**Do this**
The lines to be extracted run from the start of the listing through the line containing "LayoutGrid, PanelLeftClose, Coins"; copy them exactly and nothing else.

**Data excerpt**
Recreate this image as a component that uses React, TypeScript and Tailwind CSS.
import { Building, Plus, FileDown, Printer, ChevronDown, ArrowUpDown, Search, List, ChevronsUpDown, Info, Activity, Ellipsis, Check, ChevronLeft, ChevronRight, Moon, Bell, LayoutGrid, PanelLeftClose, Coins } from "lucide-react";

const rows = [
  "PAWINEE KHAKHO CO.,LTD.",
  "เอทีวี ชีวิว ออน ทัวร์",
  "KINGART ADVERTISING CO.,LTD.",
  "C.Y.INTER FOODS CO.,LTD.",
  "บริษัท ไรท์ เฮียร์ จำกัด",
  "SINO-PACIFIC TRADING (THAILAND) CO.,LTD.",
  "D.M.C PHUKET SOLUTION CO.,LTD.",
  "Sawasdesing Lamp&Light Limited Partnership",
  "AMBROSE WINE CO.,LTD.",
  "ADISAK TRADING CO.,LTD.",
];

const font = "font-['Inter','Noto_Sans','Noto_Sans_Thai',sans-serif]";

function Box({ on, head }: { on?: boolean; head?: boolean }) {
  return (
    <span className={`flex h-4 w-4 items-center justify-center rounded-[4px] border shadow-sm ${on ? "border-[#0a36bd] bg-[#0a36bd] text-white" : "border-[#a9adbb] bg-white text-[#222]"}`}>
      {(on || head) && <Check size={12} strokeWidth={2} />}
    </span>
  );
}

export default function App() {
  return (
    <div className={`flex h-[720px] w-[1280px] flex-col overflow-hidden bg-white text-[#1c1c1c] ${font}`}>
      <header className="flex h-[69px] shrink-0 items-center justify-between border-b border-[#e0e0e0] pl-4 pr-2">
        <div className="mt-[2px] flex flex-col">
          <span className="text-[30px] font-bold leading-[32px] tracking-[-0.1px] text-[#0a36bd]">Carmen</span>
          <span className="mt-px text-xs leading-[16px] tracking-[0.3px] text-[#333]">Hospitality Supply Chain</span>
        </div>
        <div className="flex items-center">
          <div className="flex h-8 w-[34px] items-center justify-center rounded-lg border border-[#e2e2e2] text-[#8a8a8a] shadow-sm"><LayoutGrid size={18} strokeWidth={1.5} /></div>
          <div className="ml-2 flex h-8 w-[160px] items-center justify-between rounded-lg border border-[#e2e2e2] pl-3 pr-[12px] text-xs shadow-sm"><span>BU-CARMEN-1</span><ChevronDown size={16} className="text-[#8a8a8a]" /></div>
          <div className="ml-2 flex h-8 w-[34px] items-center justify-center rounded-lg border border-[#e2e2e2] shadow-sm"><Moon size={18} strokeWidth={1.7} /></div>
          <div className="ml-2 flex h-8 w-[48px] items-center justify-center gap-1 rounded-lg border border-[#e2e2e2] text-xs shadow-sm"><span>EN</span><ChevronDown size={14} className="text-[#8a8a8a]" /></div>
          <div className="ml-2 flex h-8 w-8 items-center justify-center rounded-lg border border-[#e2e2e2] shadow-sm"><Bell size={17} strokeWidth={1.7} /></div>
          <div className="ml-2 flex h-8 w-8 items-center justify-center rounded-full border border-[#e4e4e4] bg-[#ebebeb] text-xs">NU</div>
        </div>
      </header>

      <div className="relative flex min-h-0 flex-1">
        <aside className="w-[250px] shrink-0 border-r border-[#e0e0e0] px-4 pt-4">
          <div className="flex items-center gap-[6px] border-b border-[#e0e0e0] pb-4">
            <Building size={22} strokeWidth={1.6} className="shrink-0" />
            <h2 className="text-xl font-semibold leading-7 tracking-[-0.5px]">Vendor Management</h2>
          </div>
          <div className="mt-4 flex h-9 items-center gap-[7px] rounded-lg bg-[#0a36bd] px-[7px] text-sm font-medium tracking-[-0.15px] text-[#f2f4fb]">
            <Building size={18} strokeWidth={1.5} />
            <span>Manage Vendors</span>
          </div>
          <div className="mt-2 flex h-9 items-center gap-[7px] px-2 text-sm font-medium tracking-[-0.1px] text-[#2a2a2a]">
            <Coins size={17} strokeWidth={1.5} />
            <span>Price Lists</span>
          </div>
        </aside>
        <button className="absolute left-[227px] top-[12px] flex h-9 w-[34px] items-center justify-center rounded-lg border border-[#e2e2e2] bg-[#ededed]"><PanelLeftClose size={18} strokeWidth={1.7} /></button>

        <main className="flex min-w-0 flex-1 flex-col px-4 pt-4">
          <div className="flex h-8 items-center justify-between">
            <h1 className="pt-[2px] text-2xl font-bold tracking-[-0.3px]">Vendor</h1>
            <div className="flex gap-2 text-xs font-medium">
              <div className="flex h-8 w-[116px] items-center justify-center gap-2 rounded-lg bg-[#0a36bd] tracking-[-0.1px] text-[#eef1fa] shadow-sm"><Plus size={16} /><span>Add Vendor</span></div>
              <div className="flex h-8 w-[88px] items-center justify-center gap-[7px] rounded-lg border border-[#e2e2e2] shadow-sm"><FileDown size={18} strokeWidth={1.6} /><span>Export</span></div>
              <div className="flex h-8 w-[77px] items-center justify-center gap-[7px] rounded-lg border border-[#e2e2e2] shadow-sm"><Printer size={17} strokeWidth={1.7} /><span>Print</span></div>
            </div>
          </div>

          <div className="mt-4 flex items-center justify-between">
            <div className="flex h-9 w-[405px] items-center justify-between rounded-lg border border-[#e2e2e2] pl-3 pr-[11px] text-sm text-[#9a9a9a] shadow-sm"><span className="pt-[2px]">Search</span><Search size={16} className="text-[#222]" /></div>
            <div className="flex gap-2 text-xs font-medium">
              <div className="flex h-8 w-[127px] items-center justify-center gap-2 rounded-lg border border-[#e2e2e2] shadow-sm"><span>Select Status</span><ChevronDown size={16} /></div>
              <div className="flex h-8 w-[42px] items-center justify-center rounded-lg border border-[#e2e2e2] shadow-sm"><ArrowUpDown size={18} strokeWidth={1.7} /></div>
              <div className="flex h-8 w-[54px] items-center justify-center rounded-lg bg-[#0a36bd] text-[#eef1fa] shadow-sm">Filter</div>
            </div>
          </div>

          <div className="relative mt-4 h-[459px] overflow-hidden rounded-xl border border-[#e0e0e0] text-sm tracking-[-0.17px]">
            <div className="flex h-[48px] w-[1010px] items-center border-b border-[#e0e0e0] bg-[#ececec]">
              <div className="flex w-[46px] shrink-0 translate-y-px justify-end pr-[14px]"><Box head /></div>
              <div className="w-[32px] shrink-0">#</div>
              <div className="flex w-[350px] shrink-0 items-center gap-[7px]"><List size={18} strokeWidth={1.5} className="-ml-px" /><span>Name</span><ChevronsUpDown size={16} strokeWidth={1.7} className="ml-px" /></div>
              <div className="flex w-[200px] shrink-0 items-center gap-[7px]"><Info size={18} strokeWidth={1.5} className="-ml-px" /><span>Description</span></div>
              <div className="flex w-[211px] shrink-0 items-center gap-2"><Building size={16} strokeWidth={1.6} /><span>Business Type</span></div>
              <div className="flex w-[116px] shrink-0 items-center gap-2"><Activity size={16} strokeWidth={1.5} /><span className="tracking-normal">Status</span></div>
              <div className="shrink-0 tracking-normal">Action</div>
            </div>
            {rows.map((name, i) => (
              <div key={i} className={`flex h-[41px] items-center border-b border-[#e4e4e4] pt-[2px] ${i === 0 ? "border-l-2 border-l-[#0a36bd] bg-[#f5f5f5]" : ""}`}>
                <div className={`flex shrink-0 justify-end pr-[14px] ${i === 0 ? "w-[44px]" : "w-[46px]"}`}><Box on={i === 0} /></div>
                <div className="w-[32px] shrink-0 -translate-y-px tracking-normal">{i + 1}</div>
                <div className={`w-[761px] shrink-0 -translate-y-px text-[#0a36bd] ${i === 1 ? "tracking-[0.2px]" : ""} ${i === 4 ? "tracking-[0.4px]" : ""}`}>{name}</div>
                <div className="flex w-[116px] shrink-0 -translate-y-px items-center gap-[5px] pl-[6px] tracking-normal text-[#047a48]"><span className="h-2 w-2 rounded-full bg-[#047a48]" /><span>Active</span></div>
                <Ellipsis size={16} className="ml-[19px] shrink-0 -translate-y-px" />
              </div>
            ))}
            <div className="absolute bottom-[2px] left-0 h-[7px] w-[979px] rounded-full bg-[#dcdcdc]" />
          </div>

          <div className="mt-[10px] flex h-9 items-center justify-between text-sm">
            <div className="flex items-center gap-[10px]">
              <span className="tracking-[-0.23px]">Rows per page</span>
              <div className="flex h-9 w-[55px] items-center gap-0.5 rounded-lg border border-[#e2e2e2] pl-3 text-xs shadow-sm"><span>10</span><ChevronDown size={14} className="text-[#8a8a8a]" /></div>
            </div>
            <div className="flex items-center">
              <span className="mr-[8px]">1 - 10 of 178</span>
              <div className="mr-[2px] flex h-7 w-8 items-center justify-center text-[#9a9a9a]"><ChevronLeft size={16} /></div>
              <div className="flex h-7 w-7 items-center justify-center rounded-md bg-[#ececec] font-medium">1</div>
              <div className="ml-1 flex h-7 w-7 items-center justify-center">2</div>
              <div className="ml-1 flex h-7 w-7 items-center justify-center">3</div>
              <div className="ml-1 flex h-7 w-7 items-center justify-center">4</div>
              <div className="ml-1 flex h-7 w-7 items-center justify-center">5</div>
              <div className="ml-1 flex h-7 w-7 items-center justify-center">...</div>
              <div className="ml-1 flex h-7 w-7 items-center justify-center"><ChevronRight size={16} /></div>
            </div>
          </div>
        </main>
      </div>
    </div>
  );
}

**The output**
Recreate this image as a component that uses React, TypeScript and Tailwind CSS.
import { Building, Plus, FileDown, Printer, ChevronDown, ArrowUpDown, Search, List, ChevronsUpDown, Info, Activity, Ellipsis, Check, ChevronLeft, ChevronRight, Moon, Bell, LayoutGrid, PanelLeftClose, Coins } from "lucide-react";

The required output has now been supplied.